In second place was an industry trade feature story, cited by 70%.
Social media, despite the increased focus by PR people on using SM for marketing, was cited by 56% of those in the survey. Top-tier and non-top tier placements as well as top-tier broadcast features and top-tier print features were cited by more than 40% of those in the sample.
Paid advertorials, also known as “branded media” and “sponsored content,” the subject of a New York Daily News panel Sept. 21 that described a sharp rise in that practice, came in last, said Sparrer.
Only 26% thought paid advertorial in industry media helped drive traffic and 23% thought paid advertorials in top-tier media generated clicks.
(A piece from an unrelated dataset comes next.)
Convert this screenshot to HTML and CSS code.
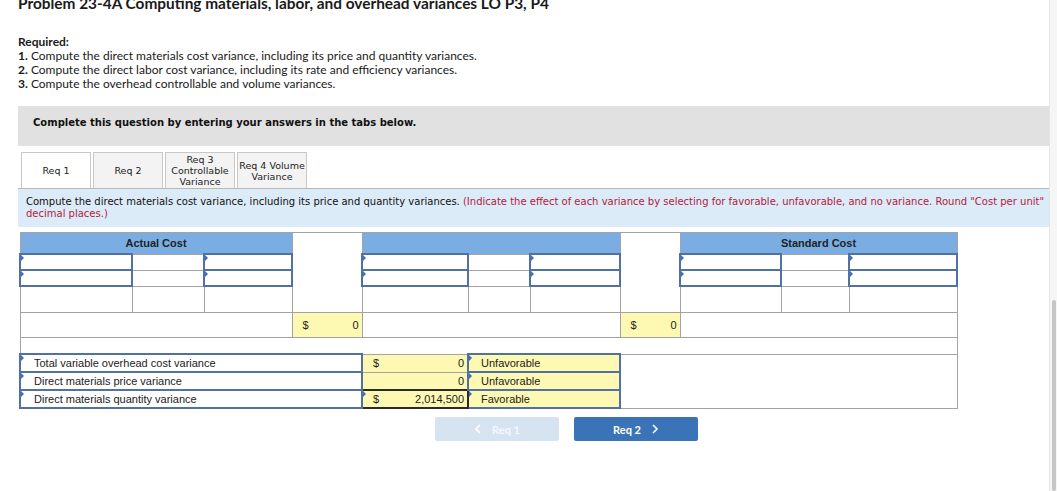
FILE: index.html
```html
<!DOCTYPE html>
<html>
<head>
	<title>Problem 23-4A</title>
	<link rel="stylesheet" href="styles.css">
</head>
<body>
	<div class="page">
		<h1 class="title">Problem 23-4A Computing materials, labor, and overhead variances LO P3, P4</h1>

		<div class="required">
			<strong>Required:</strong><br>
			<strong>1.</strong> Compute the direct materials cost variance, including its price and quantity variances.<br>
			<strong>2.</strong> Compute the direct labor cost variance, including its rate and efficiency variances.<br>
			<strong>3.</strong> Compute the overhead controllable and volume variances.
		</div>

		<div class="notice">Complete this question by entering your answers in the tabs below.</div>

		<!-- tabs -->
		<div class="tabs">
			<div class="tab active"><span>Req 1</span></div>
			<div class="tab"><span>Req 2</span></div>
			<div class="tab"><span>Req 3<br>Controllable<br>Variance</span></div>
			<div class="tab"><span><span class="nowrap">Req 4 Volume</span><br>Variance</span></div>
		</div>

		<div class="info">
			Compute the direct materials cost variance, including its price and quantity variances. <span class="hint">(Indicate the effect of each variance by selecting for favorable, unfavorable, and no variance. Round "Cost per unit" decimal places.)</span>
		</div>

		<table class="grid">
			<colgroup>
				<col style="width:112px"><col style="width:72px"><col style="width:88px">
				<col style="width:70px">
				<col style="width:106px"><col style="width:62px"><col style="width:90px">
				<col style="width:60px">
				<col style="width:101px"><col style="width:68px"><col style="width:108px">
			</colgroup>
			<tr class="r-head">
				<th colspan="3">Actual Cost</th>
				<td rowspan="4" class="blank"></td>
				<th colspan="3"></th>
				<td rowspan="4" class="blank"></td>
				<th colspan="3">Standard Cost</th>
			</tr>
			<tr class="r-in">
				<td class="inp"></td><td></td><td class="inp"></td>
				<td class="inp"></td><td></td><td class="inp"></td>
				<td class="inp"></td><td></td><td class="inp"></td>
			</tr>
			<tr class="r-in">
				<td class="inp"></td><td></td><td class="inp"></td>
				<td class="inp"></td><td></td><td class="inp"></td>
				<td class="inp"></td><td></td><td class="inp"></td>
			</tr>
			<tr class="r-empty">
				<td></td><td></td><td></td>
				<td></td><td></td><td></td>
				<td></td><td></td><td></td>
			</tr>
			<tr class="r-total">
				<td colspan="3"></td>
				<td class="amt"><span class="cur">$</span><span>0</span></td>
				<td colspan="3"></td>
				<td class="amt"><span class="cur">$</span><span>0</span></td>
				<td colspan="3"></td>
			</tr>
			<tr class="r-spacer"><td colspan="11"></td></tr>
			<tr class="r-var">
				<td colspan="4" class="inp label">Total variable overhead cost variance</td>
				<td class="amt"><span class="cur">$</span><span>0</span></td>
				<td colspan="2" class="inp effect">Unfavorable</td>
				<td colspan="4" rowspan="3"></td>
			</tr>
			<tr class="r-var">
				<td colspan="4" class="inp label">Direct materials price variance</td>
				<td class="amt"><span class="cur"></span><span>0</span></td>
				<td colspan="2" class="inp effect">Unfavorable</td>
			</tr>
			<tr class="r-var">
				<td colspan="4" class="inp label">Direct materials quantity variance</td>
				<td class="amt inp dark"><span class="cur">$</span><span>2,014,500</span></td>
				<td colspan="2" class="inp effect">Favorable</td>
			</tr>
		</table>

		<div class="nav">
			<button class="btn prev">
				<svg width="8" height="10" viewBox="0 0 8 10"><polyline points="6,1 2,5 6,9" fill="none" stroke="#fff" stroke-width="1.6"/></svg>
				Req 1
			</button>
			<button class="btn next">
				Req 2
				<svg width="8" height="10" viewBox="0 0 8 10"><polyline points="2,1 6,5 2,9" fill="none" stroke="#fff" stroke-width="1.6"/></svg>
			</button>
		</div>
	</div>

	<div class="scrollbar"><div class="thumb"></div></div>
</body>
</html>
```

FILE: styles.css
```css
body {
	margin: 0;
	background-color: #fff;
	color: #1a1a1a;
	font-family: "Lato", "Liberation Sans", sans-serif;
	overflow: hidden;
}

.page {
	width: 1032px;
	padding-left: 18px;
}

.title {
	font-size: 15.4px;
	line-height: 18px;
	margin: -6px 0 0 0;
	color: #1a1a1a;
}

.required {
	margin-top: 23px;
	font-size: 12px;
	line-height: 14px;
}

.notice {
	margin-top: 15px;
	height: 40px;
	box-sizing: border-box;
	padding: 11px 0 0 15px;
	background-color: #e1e1e1;
	font-family: "DejaVu Sans", Verdana, sans-serif;
	font-size: 10px;
	font-weight: bold;
	color: #111;
}

.tabs {
	display: flex;
	gap: 2px;
	margin-top: 6px;
	padding-left: 3px;
	height: 36px;
}

.tab {
	flex: none;
	width: 70px;
	height: 36px;
	box-sizing: border-box;
	border: 1px solid #c8c8c8;
	border-bottom: none;
	background-color: #f3f3f3;
	display: flex;
	align-items: center;
	justify-content: center;
	text-align: center;
	font-family: "DejaVu Sans", Verdana, sans-serif;
	font-size: 9.5px;
	line-height: 11px;
	color: #222;
}

.tab.active {
	background-color: #fff;
}

.nowrap {
	white-space: nowrap;
}

.info {
	height: 39px;
	box-sizing: border-box;
	border-top: 1px solid #b8b8b8;
	background-color: #dcebf8;
	padding: 7px 0 0 8px;
	font-family: "DejaVu Sans", Verdana, sans-serif;
	font-size: 10px;
	line-height: 12px;
	color: #111;
}

.hint {
	color: #b3213b;
}

.grid {
	margin: 5px 0 0 1px;
	width: 937px;
	table-layout: fixed;
	border-collapse: collapse;
	font-family: "Liberation Sans", Arial, sans-serif;
	font-size: 11px;
	color: #222;
}

.grid td, .grid th {
	border: 1px solid #a3a3a3;
	padding: 0;
}

.grid th {
	background-color: #7aaee2;
	font-weight: bold;
	height: 20px;
}

.grid .blank {
	background-color: #fff;
}

.r-in td { height: 14px; }
.r-empty td { height: 25px; }
.r-total td { height: 24px; }
.r-spacer td { height: 15px; }
.r-var td { height: 16px; }

.grid td.inp {
	border: 2px solid #5271a3;
	position: relative;
}

.grid td.inp::before {
	content: "";
	position: absolute;
	left: 0;
	top: 0;
	border-top: 3px solid transparent;
	border-bottom: 3px solid transparent;
	border-left: 3px solid #3d6fc4;
}

.grid td.amt {
	background-color: #fdf9b3;
	padding: 0 3px 0 10px;
}

.grid td.amt span:last-child {
	float: right;
}

.cur {
	float: left;
}

.grid td.dark {
	border: 2px solid #2b2b2b;
	border-left-color: #5271a3;
}

.grid td.label {
	padding-left: 13px;
}

.grid td.effect {
	background-color: #fdf9b3;
	padding-left: 12px;
}

.nav {
	display: flex;
	gap: 15px;
	margin-top: 8px;
	padding-left: 417px;
}

.btn {
	width: 124px;
	height: 24px;
	border: none;
	border-radius: 2px;
	display: flex;
	align-items: center;
	justify-content: center;
	gap: 10px;
	font-family: "Lato", "Liberation Sans", sans-serif;
	font-size: 11px;
	font-weight: bold;
	color: #fff;
}

.prev {
	background-color: #d6e3f1;
	color: #f4f8fc;
}

.next {
	background-color: #3b73b9;
}

.scrollbar {
	position: fixed;
	top: 0;
	right: 0;
	width: 7px;
	height: 100%;
	background-color: #f6f6f6;
	border-left: 1px solid #e6e6e6;
}

.thumb {
	margin-top: 300px;
	margin-left: 2px;
	width: 4px;
	height: 191px;
	border-radius: 2px;
	background-color: #c6c6c6;
}
```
When it came to consumers, a majority of American men said they would visit a tech company's web or mobile site after repeatedly seeing media placements, with nearly 1 in 5 men saying they would visit a site the very first time they see an article. A smaller group of men (16 percent), would visit company site after seeing several (between 2 to 5) media placements. Nearly 1 in 4 men will visit a company site after seeing the story more than five times.
Only 13 percent of women say the first story is enough to merit a visit to a company’s website. After seeing several stories publish, 11 percent of women say they will visit a company’s site. Forty-nine percent of women say, if they see enough placements, they will eventually check out a company’s web or mobile site because of press coverage.
Bospar secured these finding of 1,010 Americans through Google Consumer Surveys, which says it makes use of the inferred demographic and location information to employ stratified sampling method by distributing the surveys based on the targeted audience to publisher network and/or android smartphone users. Demographics are inferred through respondents' browsing history (DoubleClick cookies for age & gender and IP address for geography), then this is matched against existing government statistical data.
Google Consumer Surveys uses post-stratification weighting to compensate for sample deficiencies to remove bias among the survey sample. This gives a more accurate result with lower root mean square error (RMSE) which also makes the results better represent the Current Population Survey (CPS).